The utility has also introduced a "sub-drain" system, pumping up water using wells dug near the reactor buildings.
It is also keeping groundwater from reaching the site by freezing the soil around the buildings to surround them with a 1,500-meter-long wall of ice. TEPCO announced in November 2017 that the ice wall was nearly finished.
The utility announced in March that such measures have resulted in a decrease of 380 tons of contaminated water a day. It based the calculation on 3 months of data. It adds that the frozen wall alone helped to slash the amount by 95 tons a day.
A panel of government-appointed experts said the wall was effective to an extent, while more measures are needed to contain the increase of contaminated water, especially during heavy rains. The panel suggested that paving the ground around the buildings is needed to keep rainwater from entering them.
While systems have been installed to remove radioactive substances from the wastewater, they have not been able to remove radioactive tritium.
About one million tons of contaminated water is still being kept in nearly 850 tanks within the facility's premises. More than 75 percent of these tanks have tritium-tainted water.
Water containing radioactive tritium can be released into the sea after the concentration of the substance is reduced to below the government limit.
A chairman of the Nuclear Regulation Authority said releasing radioactive water would not affect the environment and ecological systems, and that it is up to TEPCO to decide on how to proceed.
But local fisheries are concerned that discharging radioactive water into the sea could spark harmful rumors and affect their businesses. TEPCO remains undecided over how to deal with the contaminated water.
74% drop in radiation levels within 80km of Fukushima Daiichi plant
The Nuclear Regulation Authority, or NRA, uses helicopters to gauge per-hour radiation levels one meter from the ground in areas within 80 kilometers of the plant. It creates maps that show differences in radiation levels using 9 colors.
A map created using a similar method 7 months after the nuclear accident shows yellow and red areas stretching more than 30 kilometers northwest of the plant. The colors mean more than 3.8 microsieverts per hour of radiation were observed there. That comes out to an over 20 millisieverts annually, which is the threshold for issuing evacuation orders.
The latest survey held last September shows areas with over 3.8 microsieverts per hour had shrunk outside the 30-kilometer radius of the plant. The level was still recorded in parts of Iitate Village and Namie Town.
The NRA says the comparison of the 2 sets of data shows radiation levels fell about 74 percent on average within areas 80 kilometers of the plant.
It explains that 63 percent accounts for radioactive substances turned into non-radioactive material. It adds that the remaining 11 percent was due to other factors.
Since 2016, the NRA has been gauging radiation levels in 5 municipalities using vehicles on the request of Okuma Town, Futaba Town and other municipalities that have areas subjected to evacuation orders.

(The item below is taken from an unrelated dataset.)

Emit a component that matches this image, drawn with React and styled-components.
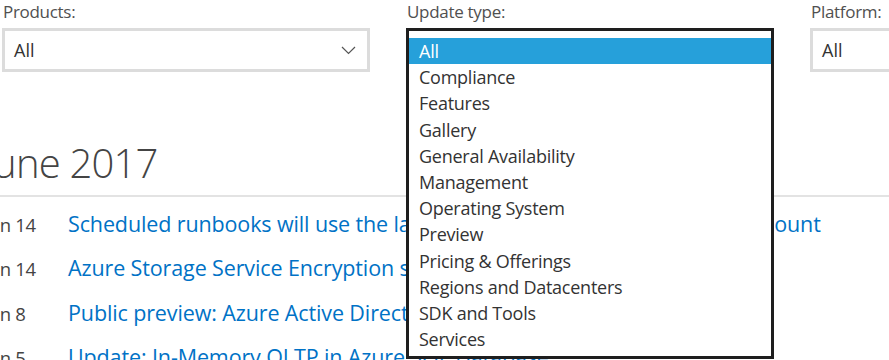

It has been releasing the results of the survey in the form of maps with greater details than those created in aerial surveys. It hopes the data will be used in discussions on whether to allow evacuees to return home.
Prospects for nuclear reactors in Japan
Japan has 40 reactors at 16 plants, excluding the reactors set to be decommissioned.

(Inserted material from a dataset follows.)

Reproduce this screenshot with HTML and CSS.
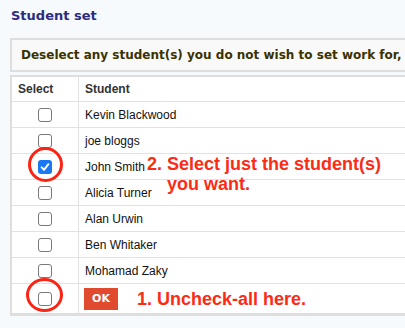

Operations of 6 nuclear reactors at 4 plants were resumed under new regulations adopted after the 2011 nuclear accident at the Fukushima Daiichi power plant. Three more reactors at 2 plants are likely to be restarted between March and May.
The Nuclear Regulation Authority holds safety screenings under the new regulations, a precondition to restart reactors. It has so far received screening applications for 26 reactors. They include reactors at the Oma plant, which is under construction in Aomori Prefecture.

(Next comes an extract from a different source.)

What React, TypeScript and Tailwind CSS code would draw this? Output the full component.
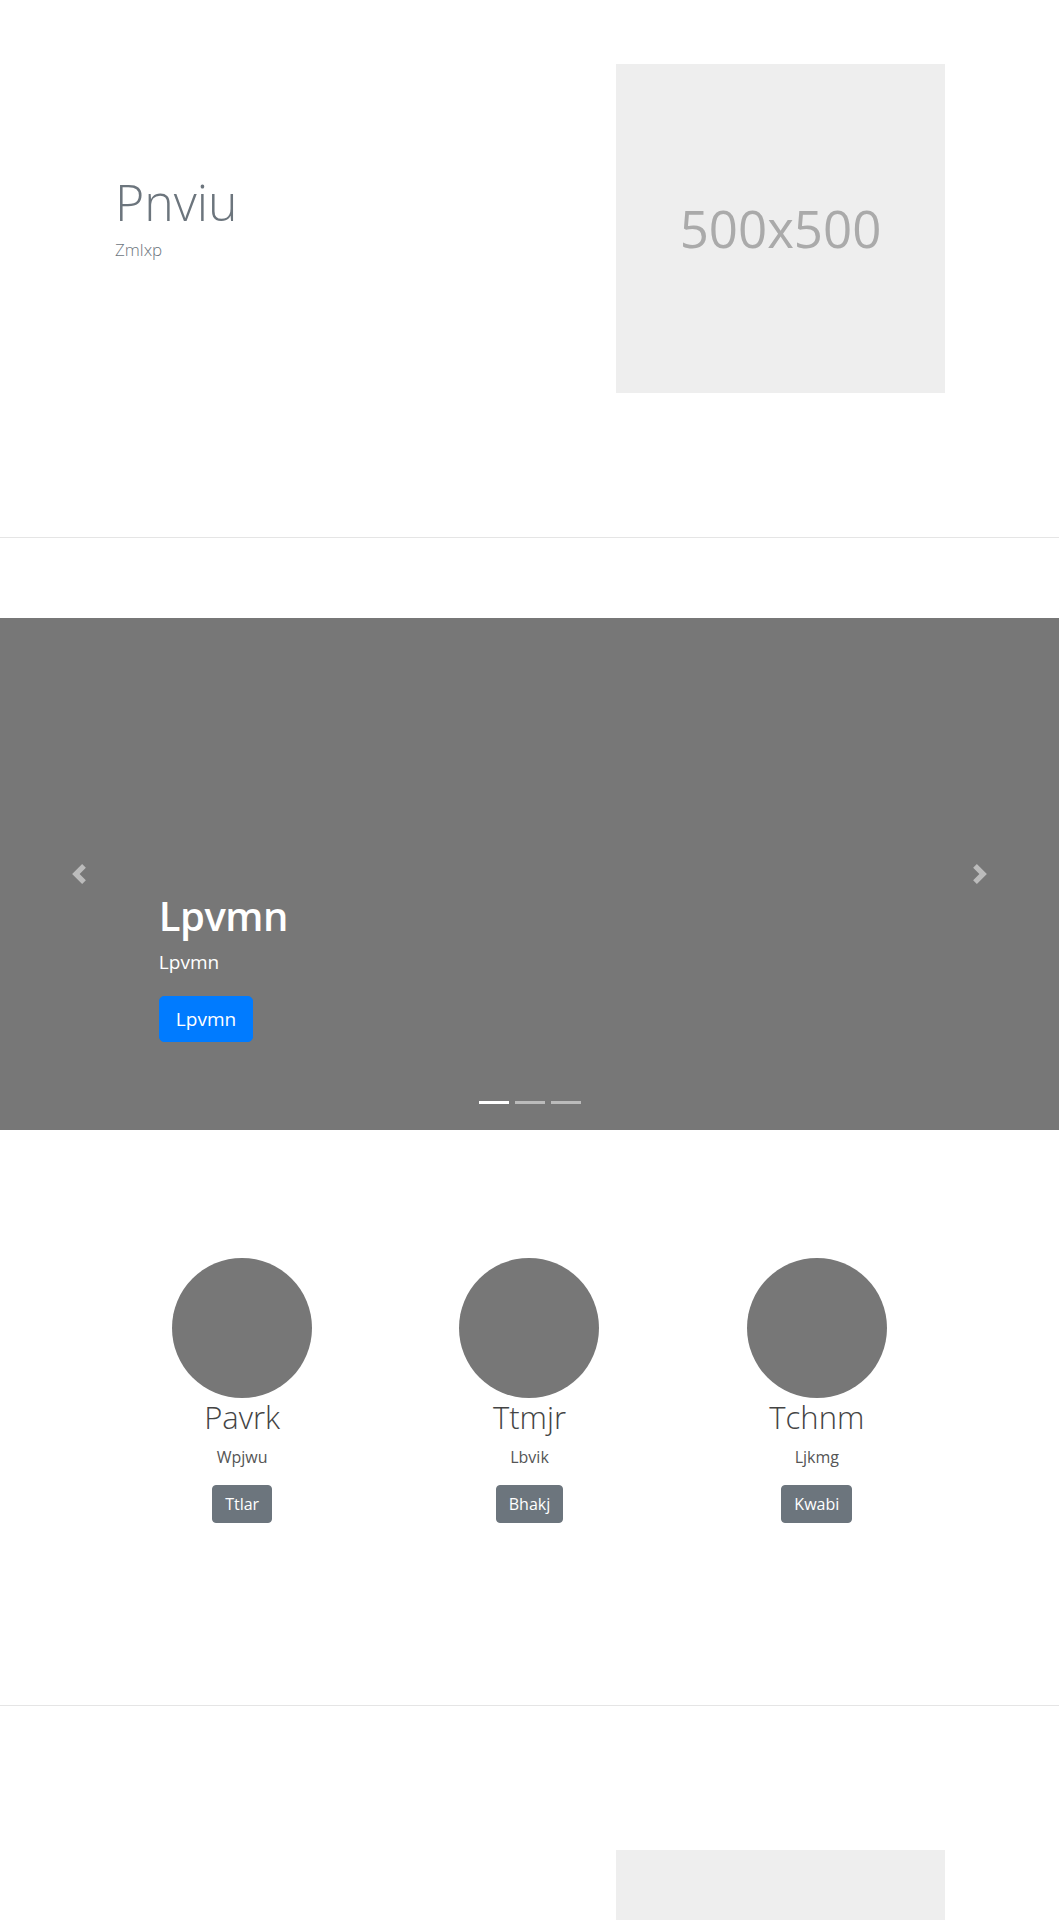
import React from 'react';

const font = { fontFamily: '"Open Sans", "Noto Sans", Arial, sans-serif' };

// placeholder picture box, like a 500x500 dummy image
function Placeholder({ label }: { label: string }) {
  return (
    <div className="w-[329px] h-[329px] bg-[#eeeeee] flex items-center justify-center shrink-0">
      <span className="text-[#aaaaaa] text-[51px] leading-none">{label}</span>
    </div>
  );
}

function Chevron({ dir }: { dir: 'prev' | 'next' }) {
  return (
    <svg width="20" height="20" viewBox="0 0 8 8" fill="#fff" className="opacity-50">
      {dir === 'prev' ? (
        <path d="M5.25 0l-4 4 4 4 1.5-1.5L4.25 4l2.5-2.5L5.25 0z" />
      ) : (
        <path d="M2.75 0l-1.5 1.5L3.75 4l-2.5 2.5L2.75 8l4-4-4-4z" />
      )}
    </svg>
  );
}

function Carousel() {
  return (
    <div className="relative w-full h-[512px] bg-[#777777] overflow-hidden">
      {/* controls */}
      <div className="absolute left-0 top-0 bottom-0 w-[15%] flex items-center justify-center">
        <Chevron dir="prev" />
      </div>
      <div className="absolute right-0 top-0 bottom-0 w-[15%] flex items-center justify-center">
        <Chevron dir="next" />
      </div>

      {/* caption */}
      <div className="absolute left-[15%] right-[15%] bottom-[88px] text-left text-white">
        <h1 className="text-[40px] leading-[1.2] font-semibold tracking-[-0.5px] mb-2">Lpvmn</h1>
        <p className="text-[19px] leading-[1.5] mb-[19px]">Lpvmn</p>
        <button className="bg-[#007bff] text-white text-[19px] leading-[1.5] px-4 py-2 rounded-[5px] border border-[#007bff]">
          Lpvmn
        </button>
      </div>

      {/* indicators */}
      <div className="absolute left-0 right-0 bottom-[26px] flex justify-center">
        <span className="w-[30px] h-[3px] mx-[3px] bg-white" />
        <span className="w-[30px] h-[3px] mx-[3px] bg-white/50" />
        <span className="w-[30px] h-[3px] mx-[3px] bg-white/50" />
      </div>
    </div>
  );
}

const team = [
  { name: 'Pavrk', role: 'Wpjwu', action: 'Ttlar' },
  { name: 'Ttmjr', role: 'Lbvik', action: 'Bhakj' },
  { name: 'Tchnm', role: 'Ljkmg', action: 'Kwabi' },
];

export default function App() {
  return (
    <div className="w-full min-h-screen bg-white overflow-hidden" style={font}>
      {/* Hero */}
      <section className="flex justify-between px-[114px] pt-16 pb-[144px]">
        <div className="pt-[108px] pl-px">
          <h1 className="text-[50px] leading-[1.2] font-light text-[#6c757d] mb-[5px]">Pnviu</h1>
          <p className="text-[17px] leading-[1.5] font-light text-[#6c757d]">Zmlxp</p>
        </div>
        <Placeholder label="500x500" />
      </section>

      <hr className="border-0 border-t border-[#e5e5e5] mb-20" />

      <Carousel />

      {/* Team */}
      <section className="pt-32 pb-[182px]">
        <div className="w-[862px] mx-auto grid grid-cols-3">
          {team.map((m) => (
            <div key={m.name} className="flex flex-col items-center text-center">
              <div className="w-[140px] h-[140px] rounded-full bg-[#777777]" />
              <h2 className="text-[31px] leading-[1.2] font-light text-[#444] mt-px mb-2">{m.name}</h2>
              <p className="text-[16px] leading-[1.5] text-[#555] mt-px mb-4">{m.role}</p>
              <button className="bg-[#6c757d] text-white text-[16px] leading-[1.5] px-3 py-[6px] rounded border border-[#6c757d]">
                {m.action}
              </button>
            </div>
          ))}
        </div>
      </section>

      <hr className="border-0 border-t border-[#e5e5e5]" />

      {/* second feature */}
      <section className="flex justify-end px-[114px] pt-[144px] pb-16">
        <Placeholder label="500x500" />
      </section>
    </div>
  );
}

Twelve pressurized water reactors at 6 plants passed the screening. Of them, operations were resumed at the number 1 and 2 reactors at the Sendai plant in Kagoshima Prefecture, the number 3 reactor at the Ikata plant in Ehime Prefecture, and the number 3 and 4 reactors at the Takahama plant in Fukui Prefecture.
The operation of Ikata's number 3 reactor has been suspended due to an injunction ordered by the Hiroshima High Court last December. Operation of Sendai's number 1 reactor has also been suspended for regular inspections. This means 3 reactors at 2 plants are currently online in the country.
The number 3 reactors at the Ohi plant in Fukui Prefecture and the Genkai plant in Saga Prefecture are expected to be put back online this month. The number 4 reactors at both plants are also likely to be restarted in May.
The NRA received screening applications for 10 boiling water reactors at 8 plants. They're the same type as the crippled Fukushima Daiichi reactors.
The number 6 and 7 reactors at the Kashiwazaki-Kariwa plant in Niigata Prefecture cleared the screening last December, becoming the first boiling water reactors to do so under the new regulations.
The screening for the sole reactor at the Tokai Number 2 plant in Ibaraki Prefecture is in the final stages. Whether the life span of the reactor will be extended will be another focus as the facility will reach its operational limit of 40 years in November.
Meanwhile, 8 reactors at 6 plants, excluding the Fukushima Daiichi, will be decommissioned largely due to huge costs of safety measures.
Kansai Electric Power Company, the operator of the Ohi plant, decided last December that it will scrap the plant's number 1 and 2 reactors. The utility cites massive costs of measures to prevent serious incidents.
The generation capacity of the reactors is relatively large at more than one million kilowatts each. Estimates show that if the reactors were put back online, they would improve the firm's financial conditions by 9 billion yen, or about 84 million dollars, per month.